Last night as I finally made my way back to the Sunshine State, I watched President Bush’s press conference in its entirety. At first I thought, “He doesn’t even care anymore.” The president was unusually feisty. But he was also charmless. I can’t remember any other time in his administration when he’s made a public appearance and been so utterly indifferent to looking and acting nice.


And then I thought, “Shrewd.”


The president understands that, political obsessives aside, no one really cares about this U.S. Attorney thing. Regardless of the reason for the firings, even if it was a low one like the president didn’t like who the terminees were or weren’t prosecuting, he was within his right to fire them. (Impeding a federal investigation is another matter, but even my rabid friends on the left haven’t accused him of that.) Just as my petulant cleaning lady who’s apparently allergic to dusting serves at my pleasure, they serve at his pleasure. Just like me, he may swing the axe any time he likes. In short, there’s no Constitutional crisis to see here – just move along.
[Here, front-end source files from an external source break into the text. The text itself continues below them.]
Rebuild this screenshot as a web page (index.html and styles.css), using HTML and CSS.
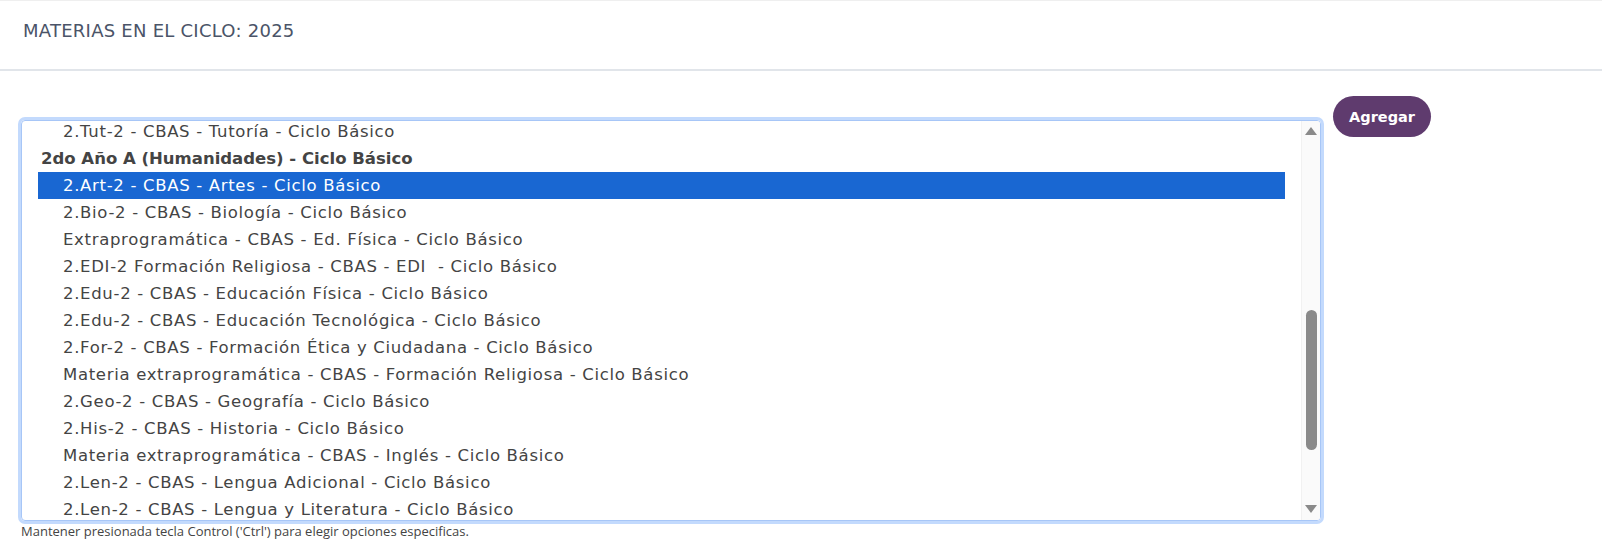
FILE: index.html
```html
<!DOCTYPE html>
<html lang="es">
<head>
<meta charset="utf-8">
<title>Materias en el ciclo</title>
<link rel="stylesheet" href="styles.css">
</head>
<body>
<header class="header">
  <h1 class="title">MATERIAS EN EL CICLO: 2025</h1>
</header>
<main class="main">
  <div class="field">
    <div class="select">
      <div class="list">
        <div class="opt">2.Tut-2 - CBAS - Tutoría - Ciclo Básico</div>
        <div class="group">2do Año A (Humanidades) - Ciclo Básico</div>
        <div class="opt selected">2.Art-2 - CBAS - Artes - Ciclo Básico</div>
        <div class="opt">2.Bio-2 - CBAS - Biología - Ciclo Básico</div>
        <div class="opt">Extraprogramática - CBAS - Ed. Física - Ciclo Básico</div>
        <div class="opt">2.EDI-2 Formación Religiosa - CBAS - EDI  - Ciclo Básico</div>
        <div class="opt">2.Edu-2 - CBAS - Educación Física - Ciclo Básico</div>
        <div class="opt">2.Edu-2 - CBAS - Educación Tecnológica - Ciclo Básico</div>
        <div class="opt">2.For-2 - CBAS - Formación Ética y Ciudadana - Ciclo Básico</div>
        <div class="opt">Materia extraprogramática - CBAS - Formación Religiosa - Ciclo Básico</div>
        <div class="opt">2.Geo-2 - CBAS - Geografía - Ciclo Básico</div>
        <div class="opt">2.His-2 - CBAS - Historia - Ciclo Básico</div>
        <div class="opt">Materia extraprogramática - CBAS - Inglés - Ciclo Básico</div>
        <div class="opt">2.Len-2 - CBAS - Lengua Adicional - Ciclo Básico</div>
        <div class="opt">2.Len-2 - CBAS - Lengua y Literatura - Ciclo Básico</div>
      </div>
      <div class="scrollbar">
        <span class="arrow up"></span>
        <span class="thumb"></span>
        <span class="arrow down"></span>
      </div>
    </div>
    <p class="hint">Mantener presionada tecla Control ('Ctrl') para elegir opciones especificas.</p>
  </div>
  <button class="btn" type="button">Agregar</button>
</main>
</body>
</html>
```
FILE: styles.css
```css
* { box-sizing: border-box; }
html, body { margin: 0; padding: 0; background: #fff; }
body {
  font-family: "DejaVu Sans", "Open Sans", sans-serif;
  color: #444;
}
.header {
  height: 71px;
  border-top: 1px solid #efefef;
  border-bottom: 2px solid #e1e5ea;
  padding: 19px 0 0 23px;
}
.title {
  margin: 0;
  font-size: 18px;
  line-height: 21px;
  font-weight: 400;
  letter-spacing: 0.25px;
  color: #4b5468;
}
.main {
  display: flex;
  align-items: flex-start;
  padding: 25px 0 0 21px;
}
.field { display: flex; flex-direction: column; }
.select {
  margin-top: 24px;
  width: 1300px;
  height: 401px;
  border: 1px solid #a7c6f7;
  border-radius: 4px;
  box-shadow: 0 0 0 3px #c3dafd;
  display: flex;
  overflow: hidden;
}
.list {
  flex: 1;
  padding: 0 16px;
  margin-top: -3px;
  font-size: 16.5px;
  letter-spacing: 0.68px;
}
.opt, .group {
  height: 27px;
  line-height: 27px;
  white-space: pre;
}
.opt { padding-left: 25px; }
.group { padding-left: 3px; font-weight: 700; letter-spacing: 0px; }
.selected { background: #1967d2; color: #fff; }
.scrollbar {
  width: 19px;
  background: #fafafa;
  border-left: 1px solid #f1f1f1;
  position: relative;
}
.arrow {
  position: absolute;
  left: 3px;
  width: 0; height: 0;
  border-left: 6px solid transparent;
  border-right: 6px solid transparent;
}
.arrow.up { top: 6px; border-bottom: 8px solid #8a8a8a; }
.arrow.down { bottom: 7px; border-top: 8px solid #8a8a8a; }
.thumb {
  position: absolute;
  left: 4px;
  top: 189px;
  width: 11px;
  height: 140px;
  border-radius: 6px;
  background: #8a8a8a;
}
.hint {
  margin: 1px 0 0;
  font-family: "Open Sans", sans-serif;
  font-size: 13px;
  color: #444;
}
.btn {
  margin-left: 12px;
  height: 41px;
  width: 98px;
  border: none;
  border-radius: 21px;
  background: #5f3b6e;
  color: #fff;
  font-family: inherit;
  font-size: 14.5px;
  font-weight: 700;
  padding: 0;
}
```
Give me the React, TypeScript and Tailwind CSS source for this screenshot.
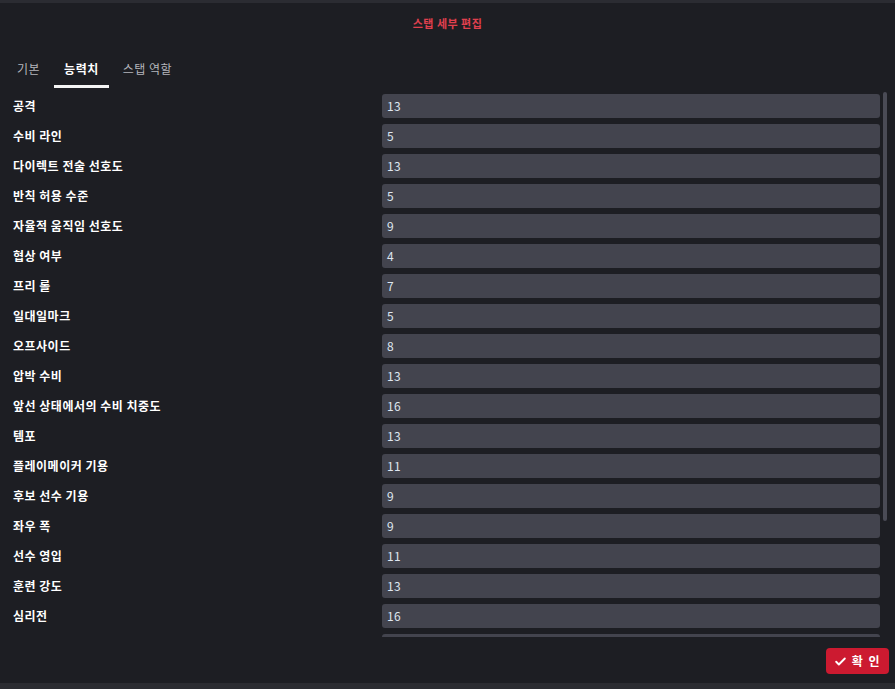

But the president understands something about these Democrats who now sit on Capitol Hill. They were elected with a narrow agenda – Get Bush!!! And if you can’t get Bush, be damn sure to get Rove!


Partisan witch-hunts are to be the order of the day. The president also understands that the American public is predisposed to dislike Congress. What’s more, this Congress, once its true colors show, will be uniquely unpopular. Already, Gallup has Congress’ approval numbers sinking to the level the Republican Congress sat at before the November calamity.


SO WHY NOT PICK A FIGHT WITH CONGRESS? Drag the bloody affair out. Let the battle rage so long that it becomes apparent that the only thing this Congress cares about is partisan warfare. What’s best about this little plan is it involves a freak side show in which the performers are Karl Rove and Harriet Miers. It doesn’t involve matters of real consequence such as the war.


So how will it play out? I hate to say it, but Glenn Greenwald is right. The president’s invocation of executive privilege given this set of circumstances is weak. When the matter goes to court, the administration will likely lose. But big deal. The more protracted the affair is, the more apparent it will become that the Democrats’ entire agenda has been reduced to pursuing Karl Rove.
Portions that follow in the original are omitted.